AMBC ANNOUNCER: ...And good evening the numbers in president's new budget seem to defy gravity...
ALLE: The budget plan for the world's largest economy contains spending of $US3.8 trillion with a forecast record deficit or debt of $1.6 trillion.
AUSTER: People talk trillions and your head starts to spin but if you actually look at it relative to the size of the economy yes it's a big deficit but we're also going through a very big recession.
ALLE: Amy Auster is head of International Economics at the ANZ bank. She says America's deep two year long recession has crunched government revenue.
AUSTER: The impact or the reason why you're seeing a deficit of this magnitude is not because the government is spending so much money but the money that is coming in has been very, very weak.
ALLE: And that's why President Obama outlined a package with an emphasis on job creation, flagged a tax on wealthy households and told Americans spending, both personal and public, had to be reigned-in.
OBAMA: The bottom line is this - we simply cannot continue to spend as if deficits don't have any consequences, as if waste doesn't matter, as if the hard-earned tax dollars of the American people can be treated like monopoly money, as if we can ignore this challenge for another generation.
ALLE: But in order to address more immediate priorites, and free-up the gears of the economy there'll be tax cuts for small business investments, tax credits for companies that hire new workers, and tax breaks for energy related investments. William Galston, an economist at the Brookings Institution in Washington, says the budget does at least try to reduce fiscal excesses.

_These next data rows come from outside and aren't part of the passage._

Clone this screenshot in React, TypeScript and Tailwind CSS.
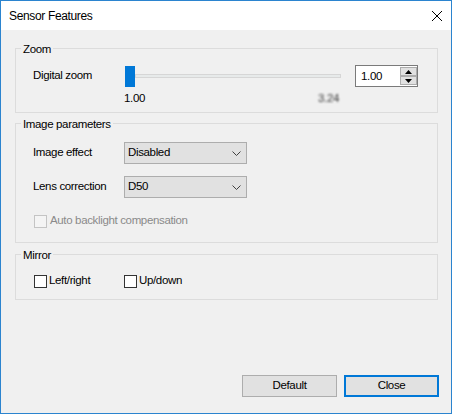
import { ReactNode } from 'react';

const FONT = "font-['Liberation_Sans',Arial,sans-serif] text-[11.5px] tracking-[-0.35px] text-black";

function GroupBox({ title, className, children }: { title: string; className?: string; children: ReactNode }) {
  return (
    <div className={`flex flex-col border border-[#dcdcdc] ${className ?? ''}`}>
      <div className="-mt-[8px] ml-[5px] h-4 self-start bg-[#f0f0f0] px-[2px] leading-4">{title}</div>
      {children}
    </div>
  );
}

function Chevron() {
  return (
    <svg width="9" height="5" viewBox="0 0 9 5" className="shrink-0">
      <path d="M0.5 0.5 L4.5 4.5 L8.5 0.5" fill="none" stroke="#404040" strokeWidth="1" />
    </svg>
  );
}

function Dropdown({ value }: { value: string }) {
  return (
    <div className="flex h-[22px] w-[123px] items-center justify-between border border-[#adadad] bg-[#e1e1e1] pl-[3px] pr-[5px]">
      <span>{value}</span>
      <Chevron />
    </div>
  );
}

function CheckBox({ label, disabled, gap }: { label: string; disabled?: boolean; gap: string }) {
  return (
    <div className={`flex h-4 items-center ${gap}`}>
      <div
        className={`h-[13px] w-[13px] shrink-0 border ${
          disabled ? 'border-[#c4c4c4] bg-[#f4f4f4]' : 'border-[#333333] bg-white'
        }`}
      />
      <span className={disabled ? 'text-[#8a8a8a]' : ''}>{label}</span>
    </div>
  );
}

function SpinButton({ up }: { up?: boolean }) {
  return (
    <div className="flex h-[10px] items-center justify-center border border-[#adadad] bg-[#e1e1e1]">
      <svg width="7" height="4" viewBox="0 0 7 4">
        <path d={up ? 'M0 4 L3.5 0 L7 4 Z' : 'M0 0 L3.5 4 L7 0 Z'} fill="#000" />
      </svg>
    </div>
  );
}

export default function App() {
  return (
    <div className={`flex h-[414px] w-[452px] flex-col border border-[#2b84cf] ${FONT}`}>
      <div className="flex h-[29px] shrink-0 items-center justify-between bg-white pl-[8px] pr-[9px]">
        <span className="text-[12px]">Sensor Features</span>
        <svg width="10" height="10" viewBox="0 0 10 10">
          <path d="M0 0 L10 10 M10 0 L0 10" stroke="#000" strokeWidth="1" />
        </svg>
      </div>

      <div className="flex flex-1 flex-col bg-[#f0f0f0] pl-[14px] pr-[13px]">
        <GroupBox title="Zoom" className="mt-[18px] pb-[6px]">
          <div className="mt-[8px] flex h-[22px] items-center pl-[17px]">
            <span className="w-[91px]">Digital zoom</span>
            <div className="flex w-[217px] items-center pl-[1px]">
              <div className="h-[21px] w-[10px] shrink-0 bg-[#0078d7]" />
              <div className="h-[4px] flex-1 border border-[#d6d6d6] bg-[#e7eaea]" />
            </div>
            <div className="ml-[14px] flex h-[22px] w-[63px] border border-[#7a7a7a] bg-white">
              <span className="flex-1 pl-[5px] leading-[20px]">1.00</span>
              <div className="flex w-[18px] flex-col py-[1px] pl-[1px]">
                <SpinButton up />
                <SpinButton />
              </div>
            </div>
          </div>
          <div className="mt-[3px] flex w-[325px] justify-between pl-[108px] pr-[2px] leading-4">
            <span>1.00</span>
            <span className="inline-block text-[#3a3a3a] blur-[1px]">3.24</span>
          </div>
        </GroupBox>

        <GroupBox title="Image parameters" className="mt-[10px] pb-[13px]">
          <div className="mt-[10px] flex items-center pl-[17px]">
            <span className="w-[91px]">Image effect</span>
            <Dropdown value="Disabled" />
          </div>
          <div className="mt-[12px] flex items-center pl-[17px]">
            <span className="w-[91px]">Lens correction</span>
            <Dropdown value="D50" />
          </div>
          <div className="mt-[15px] pl-[18px]">
            <CheckBox label="Auto backlight compensation" disabled gap="gap-[3px]" />
          </div>
        </GroupBox>

        <GroupBox title="Mirror" className="mt-[11px] pb-[10px]">
          <div className="mt-[10px] flex pl-[18px]">
            <div className="w-[90px]">
              <CheckBox label="Left/right" gap="gap-[2px]" />
            </div>
            <CheckBox label="Up/down" gap="gap-[2px]" />
          </div>
        </GroupBox>

        <div className="-mr-[1px] mt-auto mb-[16px] flex justify-end gap-[7px]">
          <div className="flex h-[22px] w-[95px] items-center justify-center border border-[#adadad] bg-[#e1e1e1]">
            Default
          </div>
          <div className="flex h-[22px] w-[95px] items-center justify-center border-2 border-[#0078d7] bg-[#e1e1e1]">
            Close
          </div>
        </div>
      </div>
    </div>
  );
}
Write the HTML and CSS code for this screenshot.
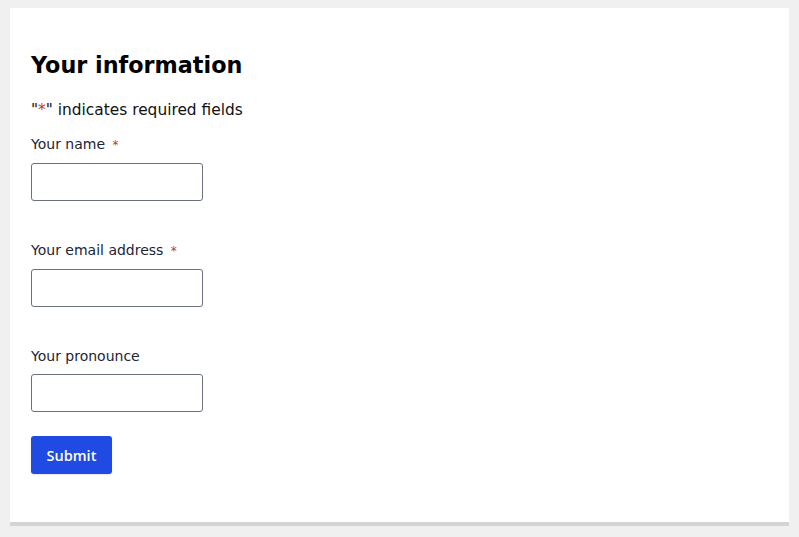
FILE: index.html
```html
<!DOCTYPE html>
<html>
<head>
<meta charset="utf-8">
<link rel="stylesheet" href="styles.css">
</head>
<body>
<div class="card">
  <h2 class="title">Your information</h2>
  <p class="req-note">"<span class="star">*</span>" indicates required fields</p>
  <form class="form">
    <div class="field">
      <label class="label">Your name <span class="star">*</span></label>
      <input class="input" type="text">
    </div>
    <div class="field">
      <label class="label">Your email address <span class="star">*</span></label>
      <input class="input" type="text">
    </div>
    <div class="field last">
      <label class="label">Your pronounce</label>
      <input class="input" type="text">
    </div>
    <button class="submit" type="button">Submit</button>
  </form>
</div>
</body>
</html>
```
FILE: styles.css
```css
html, body { margin: 0; padding: 0; }
body {
  background: #f0f0f0;
  font-family: "DejaVu Sans", "Open Sans", sans-serif;
  padding: 8px 10px 0 10px;
}
.card {
  background: #fff;
  height: 518px;
  box-sizing: border-box;
  border-bottom: 4px solid #d4d4d4;
  padding: 39px 21px 0 21px;
}
.title {
  margin: 0;
  font-size: 22.3px;
  line-height: 36px;
  font-weight: bold;
  color: #000;
}
.req-note {
  margin: 15px 0 0 0;
  font-size: 15.4px;
  line-height: 24px;
  color: #111;
}
.star { color: #c0392b; }
.form { margin-top: 12px; display: flex; flex-direction: column; align-items: flex-start; }
.field { display: flex; flex-direction: column; align-items: flex-start; margin-bottom: 39px; }
.field.last { margin-bottom: 24px; }
.label {
  font-size: 14px;
  line-height: 20px;
  color: #1c2536;
  margin-bottom: 8px;
}
.label .star { margin-left: 3px; font-size: 12px; }
.input {
  width: 172px;
  height: 38px;
  box-sizing: border-box;
  border: 1px solid #6b7080;
  border-radius: 3px;
  margin: 0;
  padding: 0 8px;
  background: #fff;
}
.submit {
  width: 81px;
  height: 38px;
  background: #204ae4;
  color: #fff;
  border: none;
  border-radius: 3px;
  font-family: "Open Sans", "DejaVu Sans", sans-serif;
  font-size: 14.5px;
  font-weight: 600;
  padding: 0;
  box-shadow: 0 1px 2px rgba(0,0,0,0.1);
}
```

GALSTON: Well I have two first impressions - the first is that it is pretty much a steady as you go budget. It attacks the question of the federal budget deficit around the edges but not head-on and secondly the information contained in this budget particularly the long-term projections dramatise why we cannot stay on the course we're presently on.

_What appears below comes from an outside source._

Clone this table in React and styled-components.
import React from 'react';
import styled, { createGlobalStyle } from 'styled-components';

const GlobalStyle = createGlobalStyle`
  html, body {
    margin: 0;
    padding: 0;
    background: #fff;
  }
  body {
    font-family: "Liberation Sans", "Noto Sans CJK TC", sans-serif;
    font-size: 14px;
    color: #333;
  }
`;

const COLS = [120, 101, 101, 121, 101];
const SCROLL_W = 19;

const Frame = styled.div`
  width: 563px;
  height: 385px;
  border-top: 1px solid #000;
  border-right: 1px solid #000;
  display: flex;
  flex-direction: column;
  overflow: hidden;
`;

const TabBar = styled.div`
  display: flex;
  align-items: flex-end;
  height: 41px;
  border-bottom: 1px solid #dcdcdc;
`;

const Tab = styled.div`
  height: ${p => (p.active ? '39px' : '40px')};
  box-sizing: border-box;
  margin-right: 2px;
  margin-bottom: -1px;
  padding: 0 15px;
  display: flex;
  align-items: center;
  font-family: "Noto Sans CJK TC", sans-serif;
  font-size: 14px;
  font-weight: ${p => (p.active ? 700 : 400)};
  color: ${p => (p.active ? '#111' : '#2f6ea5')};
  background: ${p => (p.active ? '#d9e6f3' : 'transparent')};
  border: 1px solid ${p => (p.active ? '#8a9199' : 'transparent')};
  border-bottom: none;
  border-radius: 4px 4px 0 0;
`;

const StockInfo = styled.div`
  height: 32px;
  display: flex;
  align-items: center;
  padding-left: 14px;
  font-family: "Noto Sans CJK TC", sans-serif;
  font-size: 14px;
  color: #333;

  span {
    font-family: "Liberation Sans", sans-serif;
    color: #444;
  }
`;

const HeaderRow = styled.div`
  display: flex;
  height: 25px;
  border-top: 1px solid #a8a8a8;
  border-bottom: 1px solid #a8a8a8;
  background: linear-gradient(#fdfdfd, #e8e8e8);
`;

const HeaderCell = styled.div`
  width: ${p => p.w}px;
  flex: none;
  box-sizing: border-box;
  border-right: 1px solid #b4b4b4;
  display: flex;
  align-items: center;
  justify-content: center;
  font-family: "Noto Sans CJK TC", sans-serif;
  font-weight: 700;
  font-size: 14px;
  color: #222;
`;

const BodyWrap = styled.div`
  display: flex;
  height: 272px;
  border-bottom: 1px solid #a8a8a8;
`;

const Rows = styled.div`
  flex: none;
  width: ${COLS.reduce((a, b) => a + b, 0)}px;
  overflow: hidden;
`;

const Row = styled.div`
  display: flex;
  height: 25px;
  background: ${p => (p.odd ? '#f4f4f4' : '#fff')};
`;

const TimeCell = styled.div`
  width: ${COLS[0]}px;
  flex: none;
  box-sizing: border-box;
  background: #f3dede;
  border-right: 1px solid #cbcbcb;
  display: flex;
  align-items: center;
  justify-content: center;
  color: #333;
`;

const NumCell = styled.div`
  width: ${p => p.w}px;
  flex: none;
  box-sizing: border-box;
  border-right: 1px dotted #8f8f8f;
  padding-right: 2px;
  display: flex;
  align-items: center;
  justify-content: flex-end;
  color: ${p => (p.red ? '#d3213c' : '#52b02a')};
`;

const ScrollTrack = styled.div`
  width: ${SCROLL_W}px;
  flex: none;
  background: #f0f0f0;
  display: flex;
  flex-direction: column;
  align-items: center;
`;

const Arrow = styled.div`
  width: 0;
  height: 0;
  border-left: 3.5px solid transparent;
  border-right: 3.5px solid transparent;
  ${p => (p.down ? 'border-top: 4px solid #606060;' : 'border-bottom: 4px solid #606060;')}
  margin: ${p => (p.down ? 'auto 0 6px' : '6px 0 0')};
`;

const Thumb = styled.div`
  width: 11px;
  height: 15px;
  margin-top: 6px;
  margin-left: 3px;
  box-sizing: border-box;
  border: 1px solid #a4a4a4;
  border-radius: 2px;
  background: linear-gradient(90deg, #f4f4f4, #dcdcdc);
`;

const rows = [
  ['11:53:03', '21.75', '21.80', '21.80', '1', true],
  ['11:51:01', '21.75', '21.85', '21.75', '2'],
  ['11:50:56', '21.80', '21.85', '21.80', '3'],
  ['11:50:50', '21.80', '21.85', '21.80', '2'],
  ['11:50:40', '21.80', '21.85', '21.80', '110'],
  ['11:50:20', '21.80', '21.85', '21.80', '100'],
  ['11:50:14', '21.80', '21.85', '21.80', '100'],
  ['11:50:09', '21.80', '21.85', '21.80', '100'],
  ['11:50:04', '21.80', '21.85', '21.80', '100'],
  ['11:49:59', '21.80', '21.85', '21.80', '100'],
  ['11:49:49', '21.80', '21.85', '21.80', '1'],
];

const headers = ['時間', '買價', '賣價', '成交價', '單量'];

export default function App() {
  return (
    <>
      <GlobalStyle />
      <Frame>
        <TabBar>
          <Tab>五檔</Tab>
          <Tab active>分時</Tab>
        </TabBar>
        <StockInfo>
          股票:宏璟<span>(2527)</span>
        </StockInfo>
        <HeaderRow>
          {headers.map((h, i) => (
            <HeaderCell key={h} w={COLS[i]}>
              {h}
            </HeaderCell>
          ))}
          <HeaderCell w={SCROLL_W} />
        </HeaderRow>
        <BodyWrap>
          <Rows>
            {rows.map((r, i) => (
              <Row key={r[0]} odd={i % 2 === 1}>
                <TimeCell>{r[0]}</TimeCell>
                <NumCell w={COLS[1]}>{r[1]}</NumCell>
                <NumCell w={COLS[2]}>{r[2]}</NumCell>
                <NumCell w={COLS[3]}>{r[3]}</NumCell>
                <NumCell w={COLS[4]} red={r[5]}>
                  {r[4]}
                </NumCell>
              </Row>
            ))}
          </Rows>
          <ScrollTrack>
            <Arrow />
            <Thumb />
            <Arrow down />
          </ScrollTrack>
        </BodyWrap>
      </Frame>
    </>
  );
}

ALLE: That would see budget deficits adding up to $8.5 trillion over the next decade. The interest costs alone to service all the debt will run in hundreds of billions.

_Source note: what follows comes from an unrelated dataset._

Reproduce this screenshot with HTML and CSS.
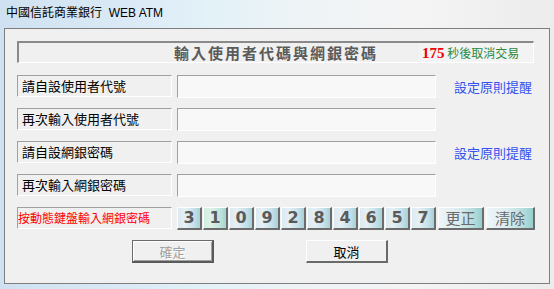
FILE: index.html
```html
<!DOCTYPE html>
<html lang="zh-Hant">
<head>
<meta charset="utf-8">
<title>WEB ATM</title>
<link rel="stylesheet" href="styles.css">
</head>
<body>
<div class="titlebar">中國信託商業銀行&nbsp; WEB ATM</div>
<div class="panel">
  <div class="header">
    <span class="spacer"></span>
    <div class="title">輸入使用者代碼與網銀密碼</div>
    <div class="countdown"><b class="secs">175</b> 秒後取消交易</div>
  </div>
  <div class="row first">
    <div class="label">請自設使用者代號</div>
    <div class="input"></div>
    <span class="hint">設定原則提醒</span>
  </div>
  <div class="row">
    <div class="label">再次輸入使用者代號</div>
    <div class="input"></div>
  </div>
  <div class="row">
    <div class="label">請自設網銀密碼</div>
    <div class="input"></div>
    <span class="hint">設定原則提醒</span>
  </div>
  <div class="row">
    <div class="label">再次輸入網銀密碼</div>
    <div class="input"></div>
  </div>
  <div class="row">
    <div class="label red">按動態鍵盤輸入網銀密碼</div>
    <div class="keys">
      <span class="key">3</span>
      <span class="key green">1</span>
      <span class="key">0</span>
      <span class="key">9</span>
      <span class="key">2</span>
      <span class="key">8</span>
      <span class="key">4</span>
      <span class="key">6</span>
      <span class="key">5</span>
      <span class="key">7</span>
      <span class="key text w47">更正</span>
      <span class="key text w49">清除</span>
    </div>
  </div>
  <div class="buttons">
    <button class="btn default" disabled>確定</button>
    <button class="btn">取消</button>
  </div>
</div>
</body>
</html>
```

FILE: styles.css
```css
html, body {
  margin: 0;
  padding: 0;
}
body {
  width: 554px;
  height: 289px;
  overflow: hidden;
  background: linear-gradient(to right, #cfe1f0 0%, #dbeaf6 25%, #e3f2f8 38%, #eef3f6 55%, #f4f4f4 75%, #ececec 100%);
  font-family: "Noto Sans CJK TC", sans-serif;
}
.titlebar {
  height: 28px;
  padding-left: 6px;
  font-family: "Liberation Sans", "Noto Sans CJK TC", sans-serif;
  font-size: 12px;
  line-height: 27px;
  color: #000;
  white-space: nowrap;
}
.panel {
  box-sizing: border-box;
  margin-left: 4px;
  width: 546px;
  height: 256px;
  border: 1px solid #7e7e7e;
  background: #f0f0f0;
  padding: 12px 0 0 12px;
}
.header {
  box-sizing: border-box;
  width: 517px;
  height: 22px;
  border-style: solid;
  border-width: 2px 1px 1px 2px;
  border-color: #8a8a8a #fff #fff #8a8a8a;
  display: grid;
  grid-template-columns: 1fr auto 1fr;
  align-items: center;
}
.title {
  font-size: 15px;
  font-weight: bold;
  letter-spacing: 2px;
  color: #5a5a5a;
  line-height: 19px;
  white-space: nowrap;
}
.countdown {
  justify-self: end;
  box-sizing: border-box;
  width: 114px;
  height: 19px;
  padding-left: 3px;
  background: #f3f3f3;
  font-size: 12px;
  line-height: 19px;
  color: #2b8a3e;
  white-space: nowrap;
}
.secs {
  font-family: "Liberation Serif", serif;
  font-size: 15px;
  font-weight: bold;
  color: #f00000;
}
.row {
  display: flex;
  align-items: center;
  height: 22px;
  margin-top: 11px;
}
.row.first {
  margin-top: 12px;
}
.label {
  box-sizing: border-box;
  width: 155px;
  height: 22px;
  border: 1px solid;
  border-color: #a0a0a0 #fff #fff #a0a0a0;
  padding-left: 4px;
  font-size: 13px;
  line-height: 20px;
  color: #000;
  white-space: nowrap;
}
.label.red {
  padding-left: 0;
  font-size: 12px;
  color: #f00;
}
.input {
  box-sizing: border-box;
  margin-left: 5px;
  width: 259px;
  height: 23px;
  border: 1px solid;
  border-color: #a0a0a0 #fff #fff #a0a0a0;
  background: #f8f8f8;
}
.hint {
  margin-left: 18px;
  font-size: 13px;
  color: #3452ee;
  white-space: nowrap;
}
.keys {
  margin-left: 5px;
  display: flex;
  gap: 1px;
}
.key {
  box-sizing: border-box;
  width: 25px;
  height: 23px;
  border-style: solid;
  border-width: 1px 2px 2px 1px;
  border-color: #fdfdfd #6c6c6c #6c6c6c #fdfdfd;
  background: linear-gradient(to right, #dbe9f1 0%, #e6f0f5 30%, #c9e1ea 70%, #a7d2d6 100%);
  display: flex;
  align-items: center;
  justify-content: center;
  font-family: "DejaVu Sans", sans-serif;
  font-weight: bold;
  font-size: 16px;
  color: #5a5a5a;
}
.key.green {
  background: linear-gradient(to right, #d0eee0 0%, #dcf1e8 30%, #c3e5dc 70%, #a5d4d2 100%);
}
.key.text {
  font-family: "Noto Sans CJK TC", sans-serif;
  font-weight: normal;
  font-size: 15px;
  color: #6a6a6a;
  background: linear-gradient(to right, #eef5f8 0%, #dcecf0 45%, #b4dcdc 80%, #96cfce 100%);
}
.key.w47 {
  margin-left: 1px;
  width: 46px;
}
.key.w49 {
  margin-left: 1px;
  width: 49px;
}
.buttons {
  display: flex;
  gap: 92px;
  margin: 11px 0 0 115px;
}
.btn {
  box-sizing: border-box;
  width: 82px;
  height: 23px;
  padding: 0;
  margin: 0;
  background: #f0f0f0;
  border-style: solid;
  border-width: 1px 2px 2px 1px;
  border-color: #fff #6a6a6a #6a6a6a #fff;
  font-family: "Noto Sans CJK TC", sans-serif;
  font-size: 13px;
  line-height: 19px;
  color: #000;
}
.btn.default {
  border-color: #6a6a6a #5a5a5a #5a5a5a #6a6a6a;
  box-shadow: inset 1px 1px #fff, inset -1px -1px #a0a0a0;
  color: #a0a0a0;
  text-shadow: 1px 1px #fff;
}
```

GALSTON: We're projected to spend about $180 billion for interest on the national debt. According to these budget projections we're talking about spending more than $900 billion a year, 10 years from now, which is more than we're now spending on defence by a considerable measure.
ALLE: But just cutting spending in a recession isn't a viable option. Amy Auster.
AUSTER: Now would be a bad time to introduce another level of fiscal discipline because you would only deepen the recession. And in fact if you look at the US economy as a whole, really what you see is it's the states, the US states that are in a very, very serious and dire budget situation, quite a few of them, and they are having to aggressively cut back on their budgets beause they don't ahve access to the kind of financing that the federal government does.
ALLE: The budget, all 2,400 pages of it, will go before Congress for approval. The Republicans predictably have already labelled it as reckless and unsustainable. But the President will continue with his message that money has to be spent now to save the US from even darker economic times.